EXERCISE PROMPT: Locate all lines with the word "React". Copy them.

DATA PROVIDED:
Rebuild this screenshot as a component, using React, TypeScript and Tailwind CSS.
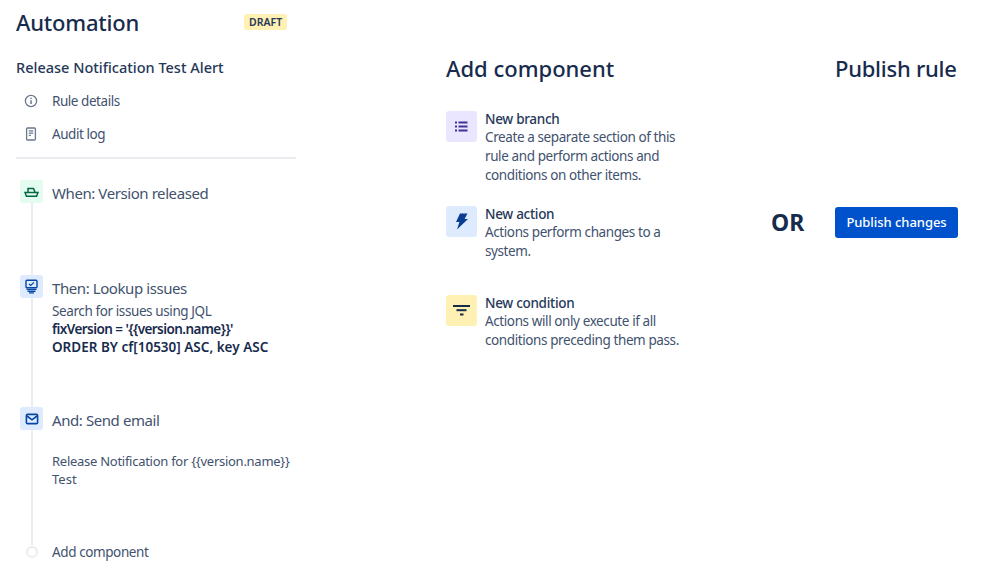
const FONT = "font-['Noto_Sans','Open_Sans',sans-serif]";

function ComponentOption({
  icon,
  bg,
  title,
  lines,
  height,
}: {
  icon: React.ReactNode;
  bg: string;
  title: string;
  lines: string[];
  height: string;
}) {
  return (
    <div className={`flex ${height}`}>
      <div className={`w-[31px] h-[31px] rounded-[3px] flex items-center justify-center shrink-0 ${bg}`}>{icon}</div>
      <div className="ml-[8px] -mt-[1px]">
        <div className="text-[13.5px] leading-[18px] tracking-[-0.3px] font-medium text-[#253858]">{title}</div>
        {lines.map((l) => (
          <div key={l} className="text-[13.5px] leading-[19px] tracking-[-0.4px] text-[#42526e] whitespace-nowrap">
            {l}
          </div>
        ))}
      </div>
    </div>
  );
}

function Step({
  icon,
  bg,
  title,
  height,
  children,
}: {
  icon: React.ReactNode;
  bg: string;
  title: string;
  height: string;
  children?: React.ReactNode;
}) {
  return (
    <div className={`flex ${height}`}>
      <div className="w-[23px] flex flex-col items-center shrink-0">
        <div className={`w-[23px] h-[23px] rounded-[3px] flex items-center justify-center shrink-0 ${bg}`}>{icon}</div>
        <div className="w-[2px] flex-1 bg-[#ebecf0]" />
      </div>
      <div className="ml-[9px]">
        <div className="pt-[2px] text-[15px] leading-[23px] tracking-[-0.42px] text-[#42526e] whitespace-nowrap">
          {title}
        </div>
        {children}
      </div>
    </div>
  );
}

export default function App() {
  return (
    <div className={`${FONT} w-[998px] h-[587px] bg-white flex overflow-hidden`}>
      {/* Left: rule outline */}
      <div className="w-[296px] ml-4 shrink-0">
        <div className="flex items-center h-[24px] mt-[10px]">
          <h1 className="text-[22px] leading-[24px] tracking-[-0.2px] font-medium text-[#172b4d]">Automation</h1>
          <span className="ml-[105px] h-[16px] px-[5px] rounded-[3px] bg-[#fff0b3] text-[10.5px] leading-[16px] font-semibold text-[#253858]">
            DRAFT
          </span>
        </div>
        <div className="mt-[23px] text-[14.5px] leading-[20px] font-medium text-[#253858] whitespace-nowrap">
          Release Notification Test Alert
        </div>
        <div className="mt-[15px] flex items-center h-[18px] pl-[8px] text-[13.5px] tracking-[-0.45px] text-[#42526e]">
          <svg width="14" height="14" viewBox="0 0 14 14" fill="none" stroke="#6b778c" strokeWidth="1.3">
            <circle cx="7" cy="7" r="5.6" />
            <path d="M7 6.3v3.6" strokeWidth="1.5" />
            <path d="M7 3.8v1.3" strokeWidth="1.5" />
          </svg>
          <span className="ml-[14px]">Rule details</span>
        </div>
        <div className="mt-[15px] flex items-center h-[18px] pl-[8px] text-[13.5px] tracking-[-0.45px] text-[#42526e]">
          <svg width="14" height="14" viewBox="0 0 14 14" fill="none" stroke="#6b778c" strokeWidth="1.3">
            <rect x="2.6" y="1" width="8.8" height="12" rx="1" />
            <path d="M4.8 3.8h4.4M4.8 6.2h4.4M4.8 8.4h2" />
          </svg>
          <span className="ml-[14px]">Audit log</span>
        </div>
        <div className="mt-[14px] h-[2px] w-[280px] bg-[#ebecf0]" />

        <div className="mt-[21px] ml-[4px]">
          <Step
            bg="bg-[#e3fcef]"
            title="When: Version released"
            height="h-[95px]"
            icon={
              <svg width="15" height="14" viewBox="0 0 15 14" fill="none" stroke="#006644" strokeWidth="1.5">
                <path d="M1 7.4h13l-1.4 3.8H2.4z" />
                <path d="M4 7V3.6h5.5L11 7" />
              </svg>
            }
          />
          <Step
            bg="bg-[#deebff]"
            title="Then: Lookup issues"
            height="h-[132px]"
            icon={
              <svg width="15" height="15" viewBox="0 0 15 15" fill="none" stroke="#0747a6" strokeWidth="1.4">
                <rect x="2" y="1.2" width="11" height="7.6" rx="1" />
                <path d="M5 5l1.7 1.5L10 3.4" strokeWidth="1.2" />
                <path d="M2.5 10.4h10M3.5 12.2h8M5 13.9h5" />
              </svg>
            }
          >
            <div className="mt-[2px] text-[13.5px] leading-[18px] tracking-[-0.4px] text-[#42526e] whitespace-nowrap">
              Search for issues using JQL
            </div>
            <div className="text-[13.5px] leading-[18px] tracking-[-0.55px] font-semibold text-[#172b4d] whitespace-nowrap">
              {"fixVersion = '{{version.name}}'"}
            </div>
            <div className="text-[13.5px] leading-[18px] font-semibold text-[#172b4d] whitespace-nowrap">
              ORDER BY cf[10530] ASC, key ASC
            </div>
          </Step>
          <Step
            bg="bg-[#deebff]"
            title="And: Send email"
            height="h-[138px]"
            icon={
              <svg width="14" height="14" viewBox="0 0 14 14" fill="none" stroke="#0747a6" strokeWidth="1.6">
                <rect x="1.4" y="2.4" width="11.2" height="9.2" rx="1.2" />
                <path d="M2 4l5 3.8L12 4" />
              </svg>
            }
          >
            <div className="mt-[20px] text-[13px] leading-[18px] tracking-[-0.27px] text-[#42526e] whitespace-nowrap">
              {"Release Notification for {{version.name}}"}
            </div>
            <div className="text-[13px] leading-[18px] text-[#42526e]">Test</div>
          </Step>
          <div className="flex items-center h-[14px]">
            <div className="w-[23px] flex justify-center shrink-0">
              <div className="w-[12px] h-[12px] rounded-full border-2 border-[#ebecf0] bg-white" />
            </div>
            <span className="ml-[9px] text-[13.5px] tracking-[-0.4px] text-[#42526e] whitespace-nowrap">
              Add component
            </span>
          </div>
        </div>
      </div>

      {/* Middle: add component */}
      <div className="w-[389px] ml-[134px] shrink-0">
        <h2 className="mt-[53px] text-[22px] leading-[30px] font-medium text-[#172b4d]">Add component</h2>
        <div className="mt-[28px]">
          <ComponentOption
            bg="bg-[#eae6ff]"
            title="New branch"
            height="h-[95px]"
            lines={["Create a separate section of this", "rule and perform actions and", "conditions on other items."]}
            icon={
              <svg width="13" height="11" viewBox="0 0 13 11" fill="#403294">
                <rect x="0" y="0.5" width="2" height="2" />
                <rect x="0" y="4.5" width="2" height="2" />
                <rect x="0" y="8.5" width="2" height="2" />
                <rect x="3.5" y="0.5" width="9" height="2" />
                <rect x="3.5" y="4.5" width="9" height="2" />
                <rect x="3.5" y="8.5" width="9" height="2" />
              </svg>
            }
          />
          <ComponentOption
            bg="bg-[#deebff]"
            title="New action"
            height="h-[89px]"
            lines={["Actions perform changes to a", "system."]}
            icon={
              <svg width="13" height="17" viewBox="0 0 13 17" fill="#0b3d91">
                <path d="M5 0.5h7.5L9.6 6H13L2 16.5 4.4 9H1z" />
              </svg>
            }
          />
          <ComponentOption
            bg="bg-[#fff0b3]"
            title="New condition"
            height="h-[60px]"
            lines={["Actions will only execute if all", "conditions preceding them pass."]}
            icon={
              <svg width="17" height="11" viewBox="0 0 17 11" fill="#172b4d">
                <rect x="0" y="0" width="17" height="2" />
                <rect x="3.5" y="4.2" width="10" height="2" />
                <rect x="7" y="8.5" width="3.5" height="2" />
              </svg>
            }
          />
        </div>
      </div>

      {/* Right: publish */}
      <div className="flex-1">
        <h2 className="mt-[53px] text-[22px] leading-[30px] tracking-[-0.25px] font-medium text-[#172b4d] whitespace-nowrap">
          Publish rule
        </h2>
        <div className="mt-[124px] -ml-[64px] flex items-center">
          <span className="w-[64px] text-[23px] leading-[31px] font-bold text-[#172b4d]">OR</span>
          <button className="h-[31px] w-[123px] rounded-[3px] bg-[#0052cc] text-white text-[13px] tracking-[-0.05px] font-medium whitespace-nowrap">
            Publish changes
          </button>
        </div>
      </div>
    </div>
  );
}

WORKED ANSWER:
Rebuild this screenshot as a component, using React, TypeScript and Tailwind CSS.
  icon: React.ReactNode;
  icon: React.ReactNode;
  children?: React.ReactNode;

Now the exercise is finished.